Short exercise - Answer with a single number, the count of lines holding the word "full".
====== The input
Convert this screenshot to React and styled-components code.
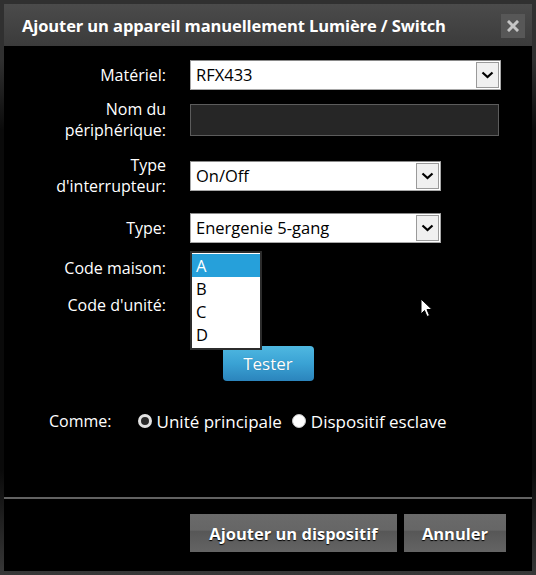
import React from 'react';
import styled, { createGlobalStyle } from 'styled-components';

const Global = createGlobalStyle`
  html, body { margin: 0; padding: 0; background: #000; }
  body { font-family: "Open Sans", "Noto Sans", sans-serif; }
  * { box-sizing: border-box; }
`;

const Dialog = styled.div`
  position: relative;
  width: 536px;
  height: 575px;
  display: flex;
  flex-direction: column;
  background: #000;
  border: 4px solid #303030;
  border-image: linear-gradient(to bottom, #303030 0, #303030 60px, #0a0a0a 130px, #0a0a0a 470px, #383838 100%) 4;
`;

const TitleBar = styled.div`
  height: 42px;
  flex: none;
  display: flex;
  align-items: center;
  justify-content: space-between;
  padding: 0 7px 0 18px;
  background: linear-gradient(to bottom, #4b4b4b, #3b3b3b);
`;

const Title = styled.h1`
  margin: 0;
  font-size: 16.5px;
  font-weight: 700;
  color: #fff;
  letter-spacing: -0.1px;
`;

const CloseButton = styled.button`
  width: 24px;
  height: 24px;
  margin-top: 2px;
  padding: 0;
  border: 0;
  background: #575757;
  display: flex;
  align-items: center;
  justify-content: center;
`;

const Body = styled.div`
  flex: 1;
  display: flex;
  flex-direction: column;
  padding-top: 10px;
`;

const FormGrid = styled.div`
  display: grid;
  grid-template-columns: 162px 1fr;
  grid-template-rows: 38px 52px 59px 46px 34px 40px;
  column-gap: 24px;
  align-items: center;
`;

const Label = styled.div`
  color: #fff;
  font-size: 16px;
  line-height: 21px;
  text-align: right;
`;

const Cell = styled.div`
  position: relative;
  align-self: ${(p) => (p.$top ? 'start' : 'center')};
  height: ${(p) => (p.$top ? '100%' : 'auto')};
`;

const SelectBox = styled.div`
  width: ${(p) => p.$w}px;
  height: 30px;
  display: flex;
  align-items: stretch;
  background: #fff;
  border: 1px solid #a8a8a8;
  border-top-color: #8a8a8a;
  padding: 1px;
`;

const SelectValue = styled.div`
  flex: 1;
  padding-left: 4px;
  font-size: 16.5px;
  line-height: 26px;
  color: #000;
`;

const SelectArrow = styled.div`
  width: 23px;
  background: #f0f0f0;
  border: 1px solid #9a9a9a;
  display: flex;
  align-items: center;
  justify-content: center;
`;

const TextField = styled.input`
  width: 309px;
  height: 32px;
  background: #262626;
  border: 1px solid #5c5c5c;
  color: #fff;
  font: inherit;
  padding: 0 5px;
  outline: none;
`;

const Popup = styled.ul`
  position: absolute;
  top: 0;
  left: 0;
  width: 72px;
  margin: 0;
  padding: 1px 0 2px;
  list-style: none;
  background: #fff;
  border: 2px solid #2c2c2c;
  z-index: 2;
`;

const PopupItem = styled.li`
  height: 23px;
  padding-left: 4px;
  font-size: 16.5px;
  line-height: 23px;
  color: ${(p) => (p.$active ? '#fff' : '#000')};
  background: ${(p) => (p.$active ? '#26a0da' : 'transparent')};
`;

const Center = styled.div`
  display: flex;
  justify-content: center;
  margin-top: 21px;
`;

const TestButton = styled.button`
  width: 91px;
  height: 35px;
  border: 0;
  border-radius: 4px;
  background: linear-gradient(to bottom, #4fb8e1 0%, #3aa2d4 50%, #2b84bc 100%);
  color: #fff;
  font-family: inherit;
  font-size: 17px;
  padding: 0;
  text-shadow: 0 0 1px rgba(0, 0, 0, 0.3);
`;

const RadioRow = styled.div`
  display: flex;
  align-items: center;
  margin-top: 30px;
  padding-left: 45px;
  color: #fff;
  font-size: 16px;
  height: 20px;
`;

const RadioLabelText = styled.span`
  margin-right: 26px;
`;

const RadioOption = styled.label`
  display: flex;
  align-items: center;
  gap: 5px;
  margin-right: 10px;
  font-size: 17px;
`;

const RadioDot = styled.span`
  width: 14px;
  height: 14px;
  border-radius: 50%;
  flex: none;
  background: ${(p) => (p.$checked ? '#2a2a2a' : '#fff')};
  border: ${(p) => (p.$checked ? '3px solid #e2e2e2' : '1px solid #c4c4c4')};
`;

const Footer = styled.div`
  flex: none;
  display: flex;
  justify-content: flex-end;
  gap: 7px;
  padding: 15px 26px 19px;
  border-top: 2px solid #626262;
`;

const FooterButton = styled.button`
  width: ${(p) => p.$w}px;
  height: 38px;
  border: 0;
  padding: 0;
  background: linear-gradient(to bottom, #6a6a6a 0%, #666 42%, #575757 46%, #646464 100%);
  color: #fff;
  font-family: inherit;
  font-weight: 700;
  font-size: 16.5px;
  text-shadow: 0 1px 1px #000;
`;

const Cursor = styled.svg`
  position: absolute;
  left: 416px;
  top: 294px;
`;

const Chevron = () => (
  <svg width="13" height="8" viewBox="0 0 13 8">
    <path d="M1.5 1.5 L6.5 6 L11.5 1.5" fill="none" stroke="#000" strokeWidth="2.2" />
  </svg>
);

const Select = ({ value, w }) => (
  <SelectBox $w={w}>
    <SelectValue>{value}</SelectValue>
    <SelectArrow>
      <Chevron />
    </SelectArrow>
  </SelectBox>
);

export default function App() {
  return (
    <>
      <Global />
      <Dialog>
        <TitleBar>
          <Title>Ajouter un appareil manuellement Lumière / Switch</Title>
          <CloseButton aria-label="close">
            <svg width="12" height="12" viewBox="0 0 12 12">
              <path d="M2 2 L10 10 M10 2 L2 10" stroke="#c6c6c6" strokeWidth="3" strokeLinecap="square" />
            </svg>
          </CloseButton>
        </TitleBar>
        <Body>
          <FormGrid>
            <Label>Matériel:</Label>
            <Cell><Select value="RFX433" w={311} /></Cell>

            <Label>Nom du<br />périphérique:</Label>
            <Cell><TextField /></Cell>

            <Label>Type<br />d'interrupteur:</Label>
            <Cell><Select value="On/Off" w={251} /></Cell>

            <Label>Type:</Label>
            <Cell><Select value="Energenie 5-gang" w={251} /></Cell>

            <Label>Code maison:</Label>
            <Cell $top>
              <Popup>
                <PopupItem $active>A</PopupItem>
                <PopupItem>B</PopupItem>
                <PopupItem>C</PopupItem>
                <PopupItem>D</PopupItem>
              </Popup>
            </Cell>

            <Label>Code d'unité:</Label>
            <Cell />
          </FormGrid>

          <Center>
            <TestButton>Tester</TestButton>
          </Center>

          <RadioRow>
            <RadioLabelText>Comme:</RadioLabelText>
            <RadioOption><RadioDot $checked />Unité principale</RadioOption>
            <RadioOption><RadioDot />Dispositif esclave</RadioOption>
          </RadioRow>
        </Body>
        <Footer>
          <FooterButton $w={207}>Ajouter un dispositif</FooterButton>
          <FooterButton $w={102}>Annuler</FooterButton>
        </Footer>
        <Cursor width="13" height="20" viewBox="0 0 13 20">
          <path d="M1 1 L1 16 L4.5 12.5 L7 18.5 L9.5 17.5 L7 11.5 L12 11.5 Z" fill="#fff" stroke="#000" strokeWidth="1" />
        </Cursor>
      </Dialog>
    </>
  );
}
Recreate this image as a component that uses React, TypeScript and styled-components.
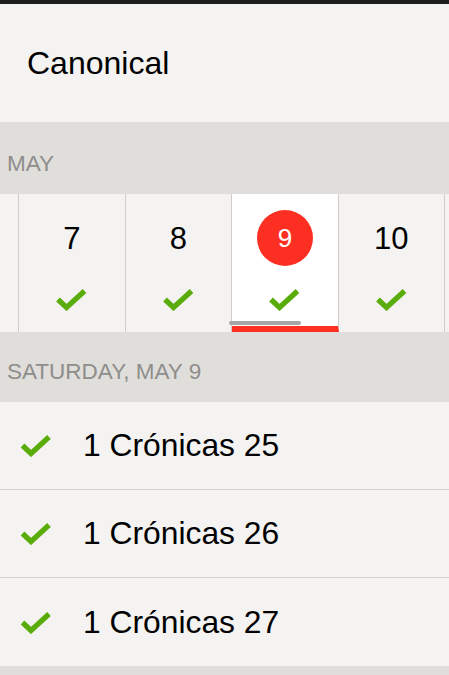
import React from "react";
import styled, { createGlobalStyle } from "styled-components";

const Global = createGlobalStyle`
  html, body { margin: 0; padding: 0; background: #dfdedb; }
  body { font-family: "Liberation Sans", Arial, sans-serif; -webkit-font-smoothing: antialiased; }
  * { box-sizing: border-box; }
`;

const Page = styled.div`
  width: 449px;
  min-height: 675px;
  background: #dfdedb;
  overflow: hidden;
`;

const StatusStrip = styled.div`
  height: 4px;
  background: #1d1d1d;
`;

const Header = styled.header`
  height: 118px;
  background: #f4f3f1;
  display: flex;
  align-items: center;
  padding-left: 27px;
  font-size: 32px;
  color: #000;
`;

const SectionHeader = styled.div<{ $h: number }>`
  height: ${(p) => p.$h}px;
  background: #dfdedb;
  display: flex;
  align-items: flex-end;
  padding: 0 0 19px 7px;
  font-size: 22.5px;
  line-height: 22px;
  color: #8f8d8a;
`;

const Strip = styled.div`
  position: relative;
  height: 138px;
  background: #f4f3f1;
  overflow: hidden;
`;

const Days = styled.div`
  display: flex;
  margin-left: -87.4px;
  height: 100%;
`;

const DayCell = styled.div<{ $selected?: boolean }>`
  flex: 0 0 106.5px;
  height: 100%;
  border-right: 1px solid #cfcecc;
  background: ${(p) => (p.$selected ? "#ffffff" : "#f4f3f1")};
  border-bottom: ${(p) => (p.$selected ? "6px solid #fd2f22" : "0")};
  display: flex;
  flex-direction: column;
  align-items: center;
`;

const DayNumber = styled.div<{ $selected?: boolean }>`
  margin-top: 16px;
  width: 56px;
  height: 56px;
  border-radius: 50%;
  display: flex;
  align-items: center;
  justify-content: center;
  background: ${(p) => (p.$selected ? "#fd2f22" : "transparent")};
  color: ${(p) => (p.$selected ? "#ffffff" : "#000000")};
  font-size: ${(p) => (p.$selected ? "26px" : "31px")};
  line-height: 1;
`;

const DayCheck = styled.div`
  margin-top: 22px;
  width: 31px;
  height: 23px;
  display: flex;
`;

const ScrollIndicator = styled.div`
  position: absolute;
  left: 229px;
  top: 127px;
  width: 72px;
  height: 4px;
  border-radius: 2px;
  background: #a6a6a6;
`;

const List = styled.div`
  background: #f4f3f1;
`;

const Row = styled.div`
  height: 88px;
  display: flex;
  align-items: center;
  border-bottom: 1px solid #d3d2d0;
  padding-left: 20px;
  gap: 31px;
  font-size: 31.8px;
  color: #000;
  &:last-child { border-bottom: 0; }
`;

const RowCheck = styled.div`
  width: 32px;
  height: 23px;
  display: flex;
`;

const Check = () => (
  <svg width="100%" height="100%" viewBox="0 0 31 23">
    <polyline
      points="2,11.5 10.5,19.5 28.5,3"
      fill="none"
      stroke="#5aac0a"
      strokeWidth="5.3"
      strokeLinecap="butt"
      strokeLinejoin="miter"
    />
  </svg>
);

const days: { n?: number; selected?: boolean }[] = [
  {},
  { n: 7 },
  { n: 8 },
  { n: 9, selected: true },
  { n: 10 },
  {},
];

const readings = ["1 Crónicas 25", "1 Crónicas 26", "1 Crónicas 27"];

export default function App() {
  return (
    <Page>
      <Global />
      <StatusStrip />
      <Header>Canonical</Header>
      <SectionHeader $h={72}>MAY</SectionHeader>
      <Strip>
        <Days>
          {days.map((d, i) => (
            <DayCell key={i} $selected={d.selected}>
              {d.n !== undefined && (
                <>
                  <DayNumber $selected={d.selected}>{d.n}</DayNumber>
                  <DayCheck>
                    <Check />
                  </DayCheck>
                </>
              )}
            </DayCell>
          ))}
        </Days>
        <ScrollIndicator />
      </Strip>
      <SectionHeader $h={70}>SATURDAY, MAY 9</SectionHeader>
      <List>
        {readings.map((r) => (
          <Row key={r}>
            <RowCheck>
              <Check />
            </RowCheck>
            <span>{r}</span>
          </Row>
        ))}
      </List>
    </Page>
  );
}
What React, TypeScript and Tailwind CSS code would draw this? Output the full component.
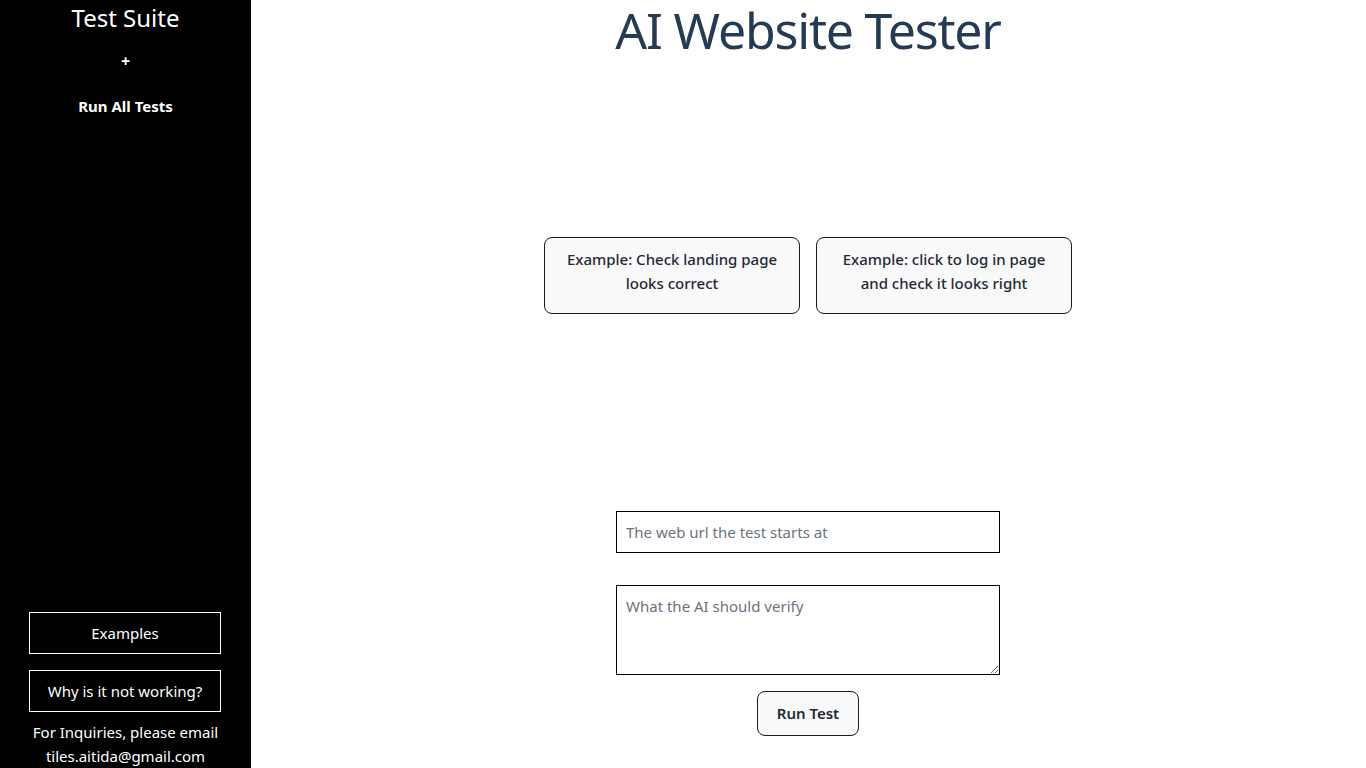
import React, { useState } from 'react';

const font = { fontFamily: '"Noto Sans", "Open Sans", sans-serif' };

const Sidebar: React.FC = () => {
  return (
    <aside className="w-[251px] h-screen bg-black text-white flex flex-col justify-between shrink-0">
      <div className="flex flex-col items-center w-full">
        <h2 className="text-[24px] leading-[36px]">Test Suite</h2>
        <button className="mt-[13px] text-[16px] leading-[24px] font-bold">+</button>
        <button className="mt-[21px] text-[15px] leading-[24px] font-bold">Run All Tests</button>
      </div>

      <div className="flex flex-col w-full">
        <button className="ml-[29px] w-[192px] h-[42px] border border-white text-[15px]">Examples</button>
        <button className="ml-[29px] mt-[16px] w-[192px] h-[42px] border border-white text-[15px]">
          Why is it not working?
        </button>
        <p className="mt-[8px] text-center text-[15px] leading-[24px]">
          For Inquiries, please email
          <br />
          tiles.aitida@gmail.com
        </p>
      </div>
    </aside>
  );
};

export default function App() {
  const [url, setUrl] = useState('');
  const [prompt, setPrompt] = useState('');

  const examples = [
    'Example: Check landing page looks correct',
    'Example: click to log in page and check it looks right',
  ];

  return (
    <div className="flex h-screen bg-white overflow-hidden" style={font}>
      <Sidebar />

      <main className="flex-1 flex flex-col items-center pr-px">
        <h1 className="text-[50px] leading-[60px] text-[#243b53] tracking-[-1.2px]">AI Website Tester</h1>

        <div className="mt-[177px] flex gap-4">
          {examples.map((ex) => (
            <button
              key={ex}
              className="w-[256px] h-[77px] px-4 pt-[9px] flex flex-col items-center justify-start border border-[#1a1a1a] rounded-lg bg-[#f9f9f9] text-[15px] leading-[24px] font-medium text-[#1f2937]"
            >
              {ex}
            </button>
          ))}
        </div>

        <input
          type="text"
          placeholder="The web url the test starts at"
          value={url}
          onChange={(e) => setUrl(e.target.value)}
          className="mt-[197px] w-[384px] h-[42px] px-[9px] border border-black text-[15px] placeholder:text-[#6b7280] outline-none"
        />

        <textarea
          placeholder="What the AI should verify"
          value={prompt}
          onChange={(e) => setPrompt(e.target.value)}
          className="mt-[32px] w-[384px] h-[90px] px-[9px] py-[9px] border border-black text-[15px] placeholder:text-[#6b7280] outline-none"
        />

        <button className="mt-[16px] w-[102px] h-[45px] border border-[#1a1a1a] rounded-lg bg-[#f9f9f9] text-[15px] font-semibold text-[#1f2937]">
          Run Test
        </button>
      </main>
    </div>
  );
}
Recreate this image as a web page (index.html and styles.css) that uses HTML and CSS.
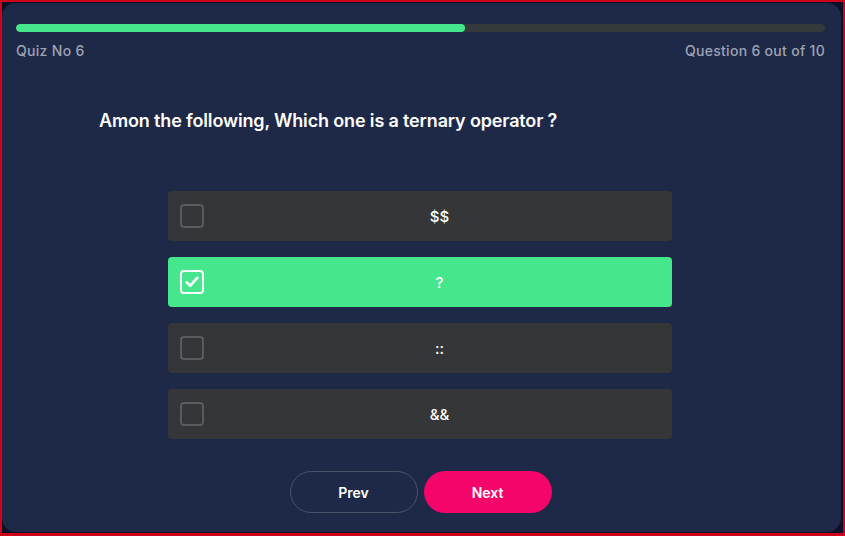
============
The output - 3